WRITTEN TASK: Go through the data below and copy it exactly, skipping every picture.

DATA EXCERPT:
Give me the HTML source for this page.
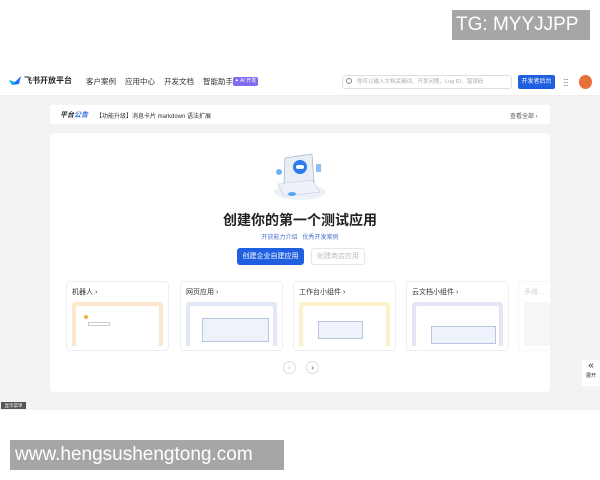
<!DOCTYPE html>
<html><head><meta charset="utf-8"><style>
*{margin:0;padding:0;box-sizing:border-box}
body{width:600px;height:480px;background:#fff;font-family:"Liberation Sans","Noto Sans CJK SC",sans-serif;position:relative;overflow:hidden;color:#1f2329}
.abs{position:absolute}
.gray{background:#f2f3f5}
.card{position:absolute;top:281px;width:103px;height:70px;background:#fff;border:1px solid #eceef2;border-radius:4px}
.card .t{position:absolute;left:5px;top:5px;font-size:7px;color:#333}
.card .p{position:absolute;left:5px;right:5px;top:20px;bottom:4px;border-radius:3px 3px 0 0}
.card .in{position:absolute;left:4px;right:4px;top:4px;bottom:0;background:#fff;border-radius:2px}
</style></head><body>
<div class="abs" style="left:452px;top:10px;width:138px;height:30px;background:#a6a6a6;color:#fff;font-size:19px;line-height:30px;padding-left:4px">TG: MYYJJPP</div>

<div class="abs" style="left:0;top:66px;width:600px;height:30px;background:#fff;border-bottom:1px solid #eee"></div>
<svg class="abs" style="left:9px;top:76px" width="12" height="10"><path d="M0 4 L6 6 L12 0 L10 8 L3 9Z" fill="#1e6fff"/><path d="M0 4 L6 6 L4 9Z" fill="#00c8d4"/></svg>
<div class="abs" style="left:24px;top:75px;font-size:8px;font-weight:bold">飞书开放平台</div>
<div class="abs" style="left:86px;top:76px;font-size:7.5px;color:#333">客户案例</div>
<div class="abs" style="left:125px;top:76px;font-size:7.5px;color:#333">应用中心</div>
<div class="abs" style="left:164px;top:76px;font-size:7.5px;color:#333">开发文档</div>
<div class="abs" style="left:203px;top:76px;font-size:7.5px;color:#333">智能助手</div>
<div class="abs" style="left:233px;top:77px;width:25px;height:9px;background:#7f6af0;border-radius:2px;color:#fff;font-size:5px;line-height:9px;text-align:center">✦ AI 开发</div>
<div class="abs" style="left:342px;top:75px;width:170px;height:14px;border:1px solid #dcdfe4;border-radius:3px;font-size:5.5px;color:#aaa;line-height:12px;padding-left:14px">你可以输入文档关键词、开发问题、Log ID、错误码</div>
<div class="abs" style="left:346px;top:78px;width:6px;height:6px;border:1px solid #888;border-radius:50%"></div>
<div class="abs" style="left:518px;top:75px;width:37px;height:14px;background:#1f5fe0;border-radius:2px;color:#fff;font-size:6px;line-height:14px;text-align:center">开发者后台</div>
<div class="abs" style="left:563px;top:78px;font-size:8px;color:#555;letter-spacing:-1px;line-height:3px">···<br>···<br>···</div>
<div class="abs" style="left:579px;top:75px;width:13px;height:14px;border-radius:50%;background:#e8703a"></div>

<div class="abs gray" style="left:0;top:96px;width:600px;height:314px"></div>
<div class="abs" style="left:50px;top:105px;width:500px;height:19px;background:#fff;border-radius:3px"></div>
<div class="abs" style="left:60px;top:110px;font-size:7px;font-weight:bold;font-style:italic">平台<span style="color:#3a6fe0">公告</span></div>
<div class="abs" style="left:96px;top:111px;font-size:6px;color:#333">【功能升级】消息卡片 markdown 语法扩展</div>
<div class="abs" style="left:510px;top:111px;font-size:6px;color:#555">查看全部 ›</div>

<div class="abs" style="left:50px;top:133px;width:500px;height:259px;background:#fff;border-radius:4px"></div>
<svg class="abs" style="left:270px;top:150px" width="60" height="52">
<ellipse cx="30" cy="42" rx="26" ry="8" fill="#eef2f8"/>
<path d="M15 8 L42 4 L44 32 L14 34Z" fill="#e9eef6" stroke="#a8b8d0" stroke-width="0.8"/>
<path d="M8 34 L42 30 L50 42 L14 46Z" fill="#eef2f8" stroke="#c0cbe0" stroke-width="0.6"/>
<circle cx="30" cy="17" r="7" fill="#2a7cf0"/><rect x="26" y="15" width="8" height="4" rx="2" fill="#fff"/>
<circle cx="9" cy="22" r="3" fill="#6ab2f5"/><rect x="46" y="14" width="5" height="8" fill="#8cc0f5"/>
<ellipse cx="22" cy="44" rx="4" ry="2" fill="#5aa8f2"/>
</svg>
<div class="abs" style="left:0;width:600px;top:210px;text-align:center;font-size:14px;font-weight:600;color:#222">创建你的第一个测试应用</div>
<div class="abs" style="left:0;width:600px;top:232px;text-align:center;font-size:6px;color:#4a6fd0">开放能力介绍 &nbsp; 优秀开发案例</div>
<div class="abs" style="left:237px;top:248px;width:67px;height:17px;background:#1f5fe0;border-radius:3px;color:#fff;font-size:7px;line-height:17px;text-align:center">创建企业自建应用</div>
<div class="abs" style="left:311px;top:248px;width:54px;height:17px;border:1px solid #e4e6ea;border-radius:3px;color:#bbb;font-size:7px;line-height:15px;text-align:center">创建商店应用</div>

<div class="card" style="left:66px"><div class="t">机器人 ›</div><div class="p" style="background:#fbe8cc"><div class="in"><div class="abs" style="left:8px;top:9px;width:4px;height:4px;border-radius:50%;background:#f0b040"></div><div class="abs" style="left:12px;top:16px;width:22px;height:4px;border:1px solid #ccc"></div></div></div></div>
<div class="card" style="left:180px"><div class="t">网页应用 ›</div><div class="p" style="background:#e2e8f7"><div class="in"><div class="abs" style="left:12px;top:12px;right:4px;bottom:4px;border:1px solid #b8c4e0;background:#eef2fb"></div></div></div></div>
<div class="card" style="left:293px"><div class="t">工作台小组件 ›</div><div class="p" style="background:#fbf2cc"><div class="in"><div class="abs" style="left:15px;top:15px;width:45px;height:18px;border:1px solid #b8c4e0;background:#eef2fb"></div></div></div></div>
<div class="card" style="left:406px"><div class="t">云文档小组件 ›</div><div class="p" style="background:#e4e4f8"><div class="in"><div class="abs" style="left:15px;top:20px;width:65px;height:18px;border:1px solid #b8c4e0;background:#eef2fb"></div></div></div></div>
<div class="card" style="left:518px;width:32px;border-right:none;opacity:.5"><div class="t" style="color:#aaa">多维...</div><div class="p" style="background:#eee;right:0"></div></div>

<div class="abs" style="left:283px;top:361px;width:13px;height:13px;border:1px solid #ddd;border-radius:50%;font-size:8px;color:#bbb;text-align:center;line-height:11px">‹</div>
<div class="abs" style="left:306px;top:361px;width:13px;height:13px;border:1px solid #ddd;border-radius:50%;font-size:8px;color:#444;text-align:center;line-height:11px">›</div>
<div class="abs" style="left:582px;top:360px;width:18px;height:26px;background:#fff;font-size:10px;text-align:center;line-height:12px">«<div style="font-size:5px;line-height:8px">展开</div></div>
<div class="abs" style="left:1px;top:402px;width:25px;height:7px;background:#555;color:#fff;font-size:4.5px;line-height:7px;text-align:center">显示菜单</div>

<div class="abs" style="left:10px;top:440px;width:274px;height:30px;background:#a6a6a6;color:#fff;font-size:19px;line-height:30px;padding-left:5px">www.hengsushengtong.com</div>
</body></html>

FINISHED TASK:
Give me the HTML source for this page.
<!DOCTYPE html>
<html><head><meta charset="utf-8"><style>
*{margin:0;padding:0;box-sizing:border-box}
body{width:600px;height:480px;background:#fff;font-family:"Liberation Sans","Noto Sans CJK SC",sans-serif;position:relative;overflow:hidden;color:#1f2329}
.abs{position:absolute}
.gray{background:#f2f3f5}
.card{position:absolute;top:281px;width:103px;height:70px;background:#fff;border:1px solid #eceef2;border-radius:4px}
.card .t{position:absolute;left:5px;top:5px;font-size:7px;color:#333}
.card .p{position:absolute;left:5px;right:5px;top:20px;bottom:4px;border-radius:3px 3px 0 0}
.card .in{position:absolute;left:4px;right:4px;top:4px;bottom:0;background:#fff;border-radius:2px}
</style></head><body>
<div class="abs" style="left:452px;top:10px;width:138px;height:30px;background:#a6a6a6;color:#fff;font-size:19px;line-height:30px;padding-left:4px">TG: MYYJJPP</div>

<div class="abs" style="left:0;top:66px;width:600px;height:30px;background:#fff;border-bottom:1px solid #eee"></div>
<svg class="abs" style="left:9px;top:76px" width="12" height="10"><path d="M0 4 L6 6 L12 0 L10 8 L3 9Z" fill="#1e6fff"/><path d="M0 4 L6 6 L4 9Z" fill="#00c8d4"/></svg>
<div class="abs" style="left:24px;top:75px;font-size:8px;font-weight:bold">飞书开放平台</div>
<div class="abs" style="left:86px;top:76px;font-size:7.5px;color:#333">客户案例</div>
<div class="abs" style="left:125px;top:76px;font-size:7.5px;color:#333">应用中心</div>
<div class="abs" style="left:164px;top:76px;font-size:7.5px;color:#333">开发文档</div>
<div class="abs" style="left:203px;top:76px;font-size:7.5px;color:#333">智能助手</div>
<div class="abs" style="left:233px;top:77px;width:25px;height:9px;background:#7f6af0;border-radius:2px;color:#fff;font-size:5px;line-height:9px;text-align:center">✦ AI 开发</div>
<div class="abs" style="left:342px;top:75px;width:170px;height:14px;border:1px solid #dcdfe4;border-radius:3px;font-size:5.5px;color:#aaa;line-height:12px;padding-left:14px">你可以输入文档关键词、开发问题、Log ID、错误码</div>
<div class="abs" style="left:346px;top:78px;width:6px;height:6px;border:1px solid #888;border-radius:50%"></div>
<div class="abs" style="left:518px;top:75px;width:37px;height:14px;background:#1f5fe0;border-radius:2px;color:#fff;font-size:6px;line-height:14px;text-align:center">开发者后台</div>
<div class="abs" style="left:563px;top:78px;font-size:8px;color:#555;letter-spacing:-1px;line-height:3px">···<br>···<br>···</div>
<div class="abs" style="left:579px;top:75px;width:13px;height:14px;border-radius:50%;background:#e8703a"></div>

<div class="abs gray" style="left:0;top:96px;width:600px;height:314px"></div>
<div class="abs" style="left:50px;top:105px;width:500px;height:19px;background:#fff;border-radius:3px"></div>
<div class="abs" style="left:60px;top:110px;font-size:7px;font-weight:bold;font-style:italic">平台<span style="color:#3a6fe0">公告</span></div>
<div class="abs" style="left:96px;top:111px;font-size:6px;color:#333">【功能升级】消息卡片 markdown 语法扩展</div>
<div class="abs" style="left:510px;top:111px;font-size:6px;color:#555">查看全部 ›</div>

<div class="abs" style="left:50px;top:133px;width:500px;height:259px;background:#fff;border-radius:4px"></div>
<svg class="abs" style="left:270px;top:150px" width="60" height="52">
<ellipse cx="30" cy="42" rx="26" ry="8" fill="#eef2f8"/>
<path d="M15 8 L42 4 L44 32 L14 34Z" fill="#e9eef6" stroke="#a8b8d0" stroke-width="0.8"/>
<path d="M8 34 L42 30 L50 42 L14 46Z" fill="#eef2f8" stroke="#c0cbe0" stroke-width="0.6"/>
<circle cx="30" cy="17" r="7" fill="#2a7cf0"/><rect x="26" y="15" width="8" height="4" rx="2" fill="#fff"/>
<circle cx="9" cy="22" r="3" fill="#6ab2f5"/><rect x="46" y="14" width="5" height="8" fill="#8cc0f5"/>
<ellipse cx="22" cy="44" rx="4" ry="2" fill="#5aa8f2"/>
</svg>
<div class="abs" style="left:0;width:600px;top:210px;text-align:center;font-size:14px;font-weight:600;color:#222">创建你的第一个测试应用</div>
<div class="abs" style="left:0;width:600px;top:232px;text-align:center;font-size:6px;color:#4a6fd0">开放能力介绍 &nbsp; 优秀开发案例</div>
<div class="abs" style="left:237px;top:248px;width:67px;height:17px;background:#1f5fe0;border-radius:3px;color:#fff;font-size:7px;line-height:17px;text-align:center">创建企业自建应用</div>
<div class="abs" style="left:311px;top:248px;width:54px;height:17px;border:1px solid #e4e6ea;border-radius:3px;color:#bbb;font-size:7px;line-height:15px;text-align:center">创建商店应用</div>

<div class="card" style="left:66px"><div class="t">机器人 ›</div><div class="p" style="background:#fbe8cc"><div class="in"><div class="abs" style="left:8px;top:9px;width:4px;height:4px;border-radius:50%;background:#f0b040"></div><div class="abs" style="left:12px;top:16px;width:22px;height:4px;border:1px solid #ccc"></div></div></div></div>
<div class="card" style="left:180px"><div class="t">网页应用 ›</div><div class="p" style="background:#e2e8f7"><div class="in"><div class="abs" style="left:12px;top:12px;right:4px;bottom:4px;border:1px solid #b8c4e0;background:#eef2fb"></div></div></div></div>
<div class="card" style="left:293px"><div class="t">工作台小组件 ›</div><div class="p" style="background:#fbf2cc"><div class="in"><div class="abs" style="left:15px;top:15px;width:45px;height:18px;border:1px solid #b8c4e0;background:#eef2fb"></div></div></div></div>
<div class="card" style="left:406px"><div class="t">云文档小组件 ›</div><div class="p" style="background:#e4e4f8"><div class="in"><div class="abs" style="left:15px;top:20px;width:65px;height:18px;border:1px solid #b8c4e0;background:#eef2fb"></div></div></div></div>
<div class="card" style="left:518px;width:32px;border-right:none;opacity:.5"><div class="t" style="color:#aaa">多维...</div><div class="p" style="background:#eee;right:0"></div></div>

<div class="abs" style="left:283px;top:361px;width:13px;height:13px;border:1px solid #ddd;border-radius:50%;font-size:8px;color:#bbb;text-align:center;line-height:11px">‹</div>
<div class="abs" style="left:306px;top:361px;width:13px;height:13px;border:1px solid #ddd;border-radius:50%;font-size:8px;color:#444;text-align:center;line-height:11px">›</div>
<div class="abs" style="left:582px;top:360px;width:18px;height:26px;background:#fff;font-size:10px;text-align:center;line-height:12px">«<div style="font-size:5px;line-height:8px">展开</div></div>
<div class="abs" style="left:1px;top:402px;width:25px;height:7px;background:#555;color:#fff;font-size:4.5px;line-height:7px;text-align:center">显示菜单</div>

<div class="abs" style="left:10px;top:440px;width:274px;height:30px;background:#a6a6a6;color:#fff;font-size:19px;line-height:30px;padding-left:5px">www.hengsushengtong.com</div>
</body></html>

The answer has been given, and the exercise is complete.